宮殿横のオペラ・ロワイヤル入口に到着。開演45分前なのに既に多くの人たちが待っている。

全てが美しいオペラ・ロワイヤル
オペラ・ロワイヤルは1770年ルイ15世の時に建てられた。自らバレーを踊り音楽も愛した太陽王ルイ14世が手がけたかと思いきや、彼の時代はプロジェクト止まりであった。
その後アイデアを引き継いだルイ15世が孫のルイ16世、マリー・アントワネットの婚礼儀式のために
このオペラ・ロワイヤルを完成させた。
さて荷物検査を受け中に入る。さすがヴェルサイユ様。すぐに劇場は現れない。まずはシャペルの前を通っていく。
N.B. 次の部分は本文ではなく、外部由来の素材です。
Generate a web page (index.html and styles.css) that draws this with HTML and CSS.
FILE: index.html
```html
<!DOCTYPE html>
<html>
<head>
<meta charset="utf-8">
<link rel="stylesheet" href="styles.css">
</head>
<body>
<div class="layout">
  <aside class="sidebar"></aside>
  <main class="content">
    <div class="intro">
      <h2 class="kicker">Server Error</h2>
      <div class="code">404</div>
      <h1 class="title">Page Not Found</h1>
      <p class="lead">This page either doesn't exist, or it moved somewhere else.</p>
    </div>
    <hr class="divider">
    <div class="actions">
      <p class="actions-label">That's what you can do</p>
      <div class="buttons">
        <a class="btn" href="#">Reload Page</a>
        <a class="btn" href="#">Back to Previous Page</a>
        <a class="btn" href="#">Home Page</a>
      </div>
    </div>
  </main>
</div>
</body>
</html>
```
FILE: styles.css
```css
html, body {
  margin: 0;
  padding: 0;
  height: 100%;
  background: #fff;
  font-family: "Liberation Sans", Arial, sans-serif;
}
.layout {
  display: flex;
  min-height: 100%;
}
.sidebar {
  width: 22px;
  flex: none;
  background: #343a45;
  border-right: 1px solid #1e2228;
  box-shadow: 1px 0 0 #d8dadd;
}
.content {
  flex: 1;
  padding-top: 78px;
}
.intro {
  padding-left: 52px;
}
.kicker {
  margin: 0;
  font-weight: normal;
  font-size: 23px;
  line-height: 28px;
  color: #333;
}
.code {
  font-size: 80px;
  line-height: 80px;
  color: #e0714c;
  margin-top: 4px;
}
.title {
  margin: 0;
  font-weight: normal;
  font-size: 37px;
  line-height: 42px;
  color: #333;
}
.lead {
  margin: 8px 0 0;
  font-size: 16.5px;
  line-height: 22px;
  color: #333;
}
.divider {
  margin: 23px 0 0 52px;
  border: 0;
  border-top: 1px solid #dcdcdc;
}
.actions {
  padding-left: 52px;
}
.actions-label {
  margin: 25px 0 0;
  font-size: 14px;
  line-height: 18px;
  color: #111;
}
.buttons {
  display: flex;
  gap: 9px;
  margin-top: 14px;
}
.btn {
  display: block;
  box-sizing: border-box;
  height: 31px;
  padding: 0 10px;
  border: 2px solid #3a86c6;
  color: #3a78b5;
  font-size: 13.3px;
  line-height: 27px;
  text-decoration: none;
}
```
こちらは1710年ルイ14世の時代に建てられた。普段は入れないが定期的にバロック・コンサートが開かれている。いつか来よう。

長い回廊を通って奥に進む。

会場に入った途端、ふわーっとシャンデリアの光に目を奪われる。ここは夢の世界なのか???
2年ぶりに来たが初めて来た時のような深い驚きと
感動を覚える。
では美しいその内装をお裾分け。。。



今日の演目はモリエールの「町人貴族」。裕福な商人ジュルダンは貴族の称号欲しさにダンスや音楽、武術などの教養を身につけようと試みるがどうも不器用でうまくいかない。若造からお金を巻き上げられたりその姿が滑稽で開演中は観客の笑い声が耐えない。
俳優たちは舞台で所狭しと走り回り、泣いたり笑ったり、こけたりでかなりドタバタだ。関西のなんとか新喜劇のよう??(言い過ぎ?)
それもそのはず、今回の演出は知性、ユーモアで有名なコメディーフランセーズのドゥニ・ポダリデスだ。
クリスチャン・ラクロワの衣装にもうっとりだった。まさにロワイヤルの雰囲気にぴったり。写真は撮れなかったので雰囲気だけでも公式サイトからご覧いただければと思う。

笑いと感動の3時間、モリエール劇が終わった。
私の人生劇場はこれからも続く。。。。